Но если так, то правильно ли поступили большевики, примкнув к демонстрации и взяв на себя за нее ответственность? 3 июля Томский комментировал мысль Ленина: «Говорить сейчас о выступлении без желания новой революции нельзя». Как же, в таком случае, партия уже через несколько часов стала во главе вооруженной демонстрации, отнюдь не призывая к новой революции? Доктринер увидит в этом непоследовательность или, еще хуже, политическое легкомыслие. Так смотрел на дело, например, Суханов, в «Записках» которого отведено немало иронических строк колебаниям большевистского руководства. Но массы вмешиваются в события не по доктринерской указке, а тогда, когда это вытекает из их собственного политического развития.
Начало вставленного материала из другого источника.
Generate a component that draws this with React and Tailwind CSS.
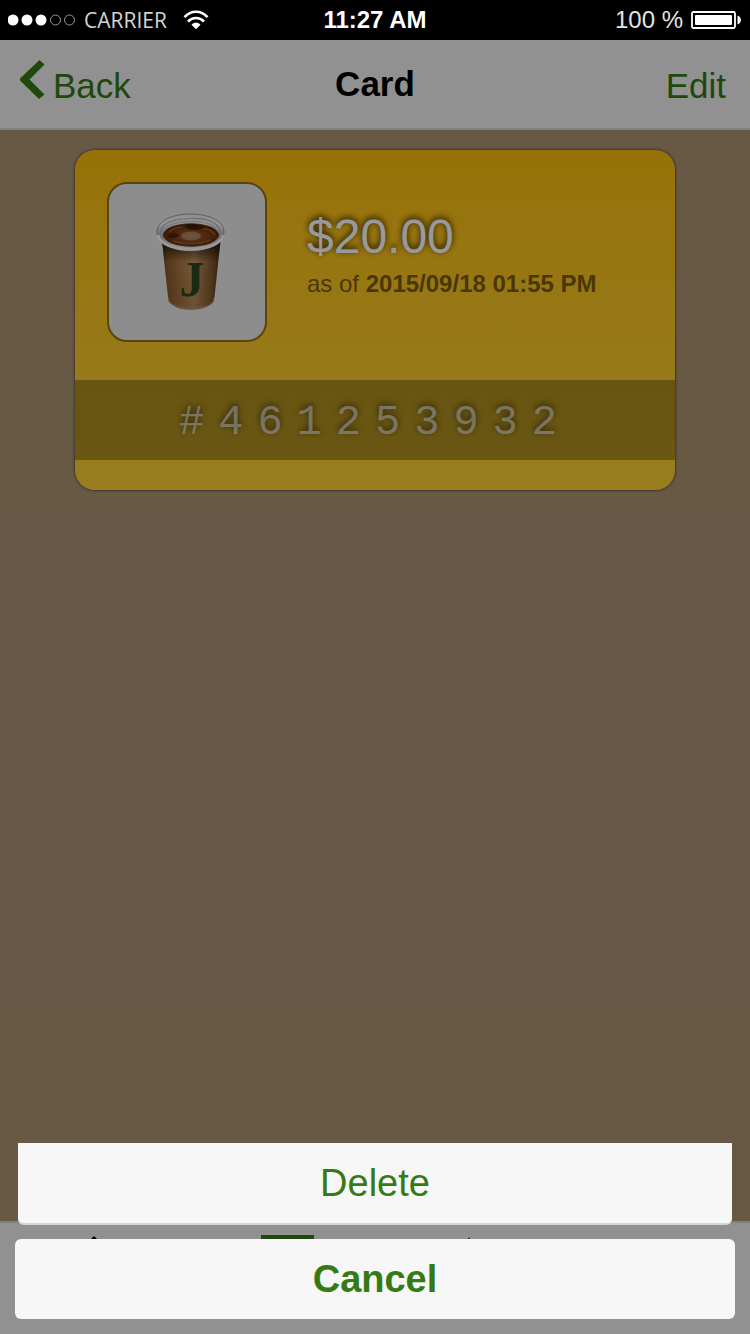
function StatusBar() {
  return (
    <div className="grid h-10 grid-cols-3 items-center bg-black px-2 text-white">
      <div className="flex items-center gap-2">
        <svg className="h-4 w-17" viewBox="0 0 68 16" aria-hidden="true">
          <circle cx="5" cy="8" r="5.5" fill="#fff" />
          <circle cx="19" cy="8" r="5.5" fill="#fff" />
          <circle cx="33" cy="8" r="5.5" fill="#fff" />
          <circle cx="47.500" cy="8" r="5" fill="none" stroke="#999" />
          <circle cx="61.500" cy="8" r="5" fill="none" stroke="#999" />
        </svg>
        <span className="font-['Open_Sans','Noto_Sans',sans-serif] text-[21px] leading-10 text-[#d4d4d4]">CARRIER</span>
        <svg className="ml-2 h-5 w-[26px]" viewBox="0 0 26 20" aria-hidden="true">
          <g fill="none" stroke="#fff" strokeWidth="2.600">
            <path d="M1.500 7.200C8 0 18 0 24.500 7.200" />
            <path d="M5 11.500C9.500 6.800 16.500 6.800 21 11.500" />
          </g>
          <path d="M8.500 14.800C11 12.200 15 12.200 17.500 14.800L13 19.200Z" fill="#fff" />
        </svg>
      </div>
      <div className="text-center text-2xl leading-10 font-bold">11:27 AM</div>
      <div className="flex items-center justify-end gap-2">
        <span className="text-2xl leading-10 text-[#e4e4e4]">100 %</span>
        <svg className="h-[18px] w-[51px]" viewBox="0 0 51 18" aria-hidden="true">
          <rect x="1" y="1" width="43" height="16" rx="1.500" fill="none" stroke="#fff" strokeWidth="1.800" />
          <rect x="4" y="4" width="37" height="10" rx="1" fill="#fff" />
          <path d="M46.500 4.500C51 6 51 12 46.500 13.500Z" fill="#fff" />
        </svg>
      </div>
    </div>
  );
}

function CoffeeCup() {
  return (
    <svg className="size-full" viewBox="0 0 156 156" role="img" aria-label="Coffee cup">
      <defs>
        <linearGradient id="sleeve" x1="0" x2="1" y1="0" y2="0">
          <stop offset="0" stopColor="#5a3d22" />
          <stop offset="0.100" stopColor="#8d602f" />
          <stop offset="0.350" stopColor="#b27d46" />
          <stop offset="0.550" stopColor="#c39663" />
          <stop offset="0.850" stopColor="#85592f" />
          <stop offset="1" stopColor="#4c3019" />
        </linearGradient>
        <linearGradient id="shade" x1="0" x2="0" y1="0" y2="1">
          <stop offset="0.100" stopColor="#1d1006" stopOpacity="0.800" />
          <stop offset="0.350" stopColor="#1d1006" stopOpacity="0" />
          <stop offset="0.900" stopColor="#3b2412" stopOpacity="0.100" />
          <stop offset="1" stopColor="#f2c489" stopOpacity="0.450" />
        </linearGradient>
        <linearGradient id="wall" x1="0" x2="0" y1="0" y2="1">
          <stop offset="0" stopColor="#ececec" />
          <stop offset="0.250" stopColor="#f8f8f8" />
          <stop offset="0.600" stopColor="#b5b5b5" />
          <stop offset="1" stopColor="#ffffff" />
        </linearGradient>
        <radialGradient id="coffee" cx="0.500" cy="0.550" r="0.550">
          <stop offset="0" stopColor="#a8714c" />
          <stop offset="0.450" stopColor="#84451c" />
          <stop offset="0.850" stopColor="#6d300b" />
          <stop offset="1" stopColor="#351606" />
        </radialGradient>
      </defs>
      <path d="M52.500 52L59 113C60 121 69 126 82 126S104 121 105.500 113L112 52Z" fill="url(#sleeve)" />
      <path d="M52.500 52L59 113C60 121 69 126 82 126S104 121 105.500 113L112 52Z" fill="url(#shade)" />
      <path d="M59.500 116C64 127 101 127 105 116" fill="none" stroke="#a9865c" strokeWidth="1.200" />
      <path d="M48 48C48 37 63 30 81.500 30S115 37 115 48C115 60 98 67 81.500 67S48 60 48 48Z" fill="url(#wall)" stroke="#8d8d8d" strokeWidth="0.800" />
      <path d="M52 50C51 41 60 35 81.500 34.500S112 41 111 50" fill="none" stroke="#b3b3b3" strokeWidth="1.200" />
      <path d="M54 48C56 41 66 38 81.500 37.500S107 41 109 48" fill="none" stroke="#d0d0d0" strokeWidth="1.500" />
      <ellipse cx="82" cy="51" rx="27.500" ry="11.200" fill="url(#coffee)" stroke="#4b3020" strokeWidth="0.800" />
      <path d="M76 42C80 39.500 91 40 95 43C90 47 79 47 76 42Z" fill="#2a1005" opacity="0.650" />
      <path d="M58 53C62 47 67 49 71 51C67 54 64 55 58 53Z" fill="#2a1005" opacity="0.600" />
      <ellipse cx="82" cy="52" rx="10" ry="4.500" fill="#d2b7a2" opacity="0.450" />
      <path d="M60 48C65 43 70 44 73 43M95 45C101 45 104 48 106 51M64 57C72 60 91 61 101 56" fill="none" stroke="#a95720" strokeWidth="1.400" />
      <path d="M49 51C52 70 111 70 114 51" fill="none" stroke="#ffffff" strokeWidth="2.600" />
      <text x="83" y="112" textAnchor="middle" className="fill-[#284a22] font-['Liberation_Serif',serif] text-[50px] font-bold">J</text>
    </svg>
  );
}

function GiftCard() {
  return (
    <section className="mx-auto mt-5 w-4/5 overflow-hidden rounded-[20px] bg-linear-to-b from-[#fcbe0a] to-[#fdd234] pb-[30px] shadow-[0_0_3px_rgba(0,0,0,0.8)]">
      <div className="flex gap-10 px-8 pt-8 pb-[38px]">
        <div className="size-40 shrink-0 rounded-[20px] border-2 border-[#987210] bg-[#ececec]">
          <CoffeeCup />
        </div>
        <div className="pt-7">
          <p className="text-5xl leading-[54px] text-white [text-shadow:0_-2px_6px_rgba(0,0,0,0.9)]">$20.00</p>
          <p className="mt-1 text-2xl leading-8 text-[#7c5d0c]">
            as of <strong>2015/09/18 01:55 PM</strong>
          </p>
        </div>
      </div>
      <p className="bg-black/30 pt-1.5 text-center font-['Liberation_Mono',monospace] text-[42px] leading-[74px] tracking-[14px] text-white/60 [text-shadow:0_-2px_6px_rgba(0,0,0,0.6)]">
        #461253932
      </p>
    </section>
  );
}

function TabBar() {
  return (
    <nav className="grid h-[113px] grid-cols-4 border-t-2 border-[#d5d5d5] bg-[#f2f2f2] pt-3">
      <button type="button" aria-label="Home" className="flex justify-center">
        <svg className="size-14" viewBox="0 0 56 56"><path d="M28 1L54 27H47V53H34V36H22V53H9V27H2Z" fill="#000" /></svg>
      </button>
      <button type="button" aria-label="Cards" className="flex justify-center pl-3">
        <svg className="h-14 w-[53px]" viewBox="0 0 53 56"><path fillRule="evenodd" d="M0 0H53V38H0ZM5 11H48V18H5Z" fill="#357b14" /></svg>
      </button>
      <button type="button" aria-label="Favorites" className="flex justify-center">
        <svg className="size-14" viewBox="0 0 56 56"><path d="M28 2L35 20L54 21L39 33L44 52L28 41L12 52L17 33L2 21L21 20Z" fill="#000" /></svg>
      </button>
      <button type="button" aria-label="More" className="flex justify-center">
        <svg className="size-14" viewBox="0 0 56 56"><g fill="#000"><circle cx="10" cy="28" r="5" /><circle cx="28" cy="28" r="5" /><circle cx="46" cy="28" r="5" /></g></svg>
      </button>
    </nav>
  );
}

function ActionSheet() {
  return (
    <div role="dialog" aria-label="Card actions" className="absolute inset-x-0 bottom-0 flex flex-col gap-3.5 px-[15px] pb-[15px] text-[38px] text-[#357b14]">
      <button type="button" className="mx-[3px] rounded-b-md border-b-2 border-[#d5d5d5] bg-[#f7f7f7] leading-20">Delete</button>
      <button type="button" className="rounded-md bg-[#f7f7f7] leading-20 font-bold">Cancel</button>
    </div>
  );
}

export default function App() {
  return (
    <div className="flex min-h-screen flex-col font-['Liberation_Sans',Arial,sans-serif]">
      <StatusBar />
      <div className="relative flex flex-1 flex-col bg-[#ad9474]">
        <header className="grid h-[90px] grid-cols-3 items-center border-b-2 border-[#d5d5d5] bg-[#f2f2f2] px-5 pb-1 text-[35px] leading-[84px]">
          <button type="button" className="flex items-center gap-2 pt-1 text-[#357b14]">
            <svg className="mb-3 h-10 w-[25px]" viewBox="0 0 25 40" aria-hidden="true">
              <path d="M19.500 0L24.500 4.500L9.500 19.500L24.500 34.500L19 39L-1 19.500Z" fill="currentColor" />
            </svg>
            Back
          </button>
          <h1 className="text-center font-bold">Card</h1>
          <button type="button" className="justify-self-end pt-1 pr-1 text-[#357b14]">Edit</button>
        </header>
        <main className="flex-1">
          <GiftCard />
        </main>
        <TabBar />
        <div className="absolute inset-0 bg-black/40" />
        <ActionSheet />
      </div>
    </div>
  );
}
Большевистское руководство понимало, что изменить политическую обстановку может только новая революция. Однако рабочие и солдаты еще не понимали этого. Большевистское руководство ясно видело, что тяжелым резервам нужно дать время сделать свои выводы из авантюры наступления. Но передовые слои рвались на улицу именно под действием этой авантюры. Глубочайший радикализм задач сочетался у них при этом с иллюзиями относительно методов. Предупреждения большевиков не действовали. Петроградские рабочие и солдаты могли проверить обстановку только на собственном опыте. Вооруженная демонстрация и стала такой проверкой. Но, помимо воли масс, проверка могла превратиться в генеральное сражение и тем самым в решающее поражение. При такой обстановке партия не смела остаться в стороне. Умыть руки в водице стратегических нравоучений значило бы просто выдать рабочих и солдат их врагам. Партия масс должна была стать на ту почву, на которую стали массы, чтобы, нимало не разделяя их иллюзий, помочь им с наименьшими потерями усвоить необходимые выводы. Троцкий отвечал в печати бесчисленным критикам тех дней: «Мы не считаем нужным оправдываться перед кем бы то ни было в том, что не отошли выжидательно к сторонке, предоставив генералу Половцеву „разговаривать“ с демонстрантами. Во всяком случае, наше вмешательство ни с какой стороны не могло ни увеличить количество жертв, ни превратить хаотическую вооруженную манифестацию в политическое восстание».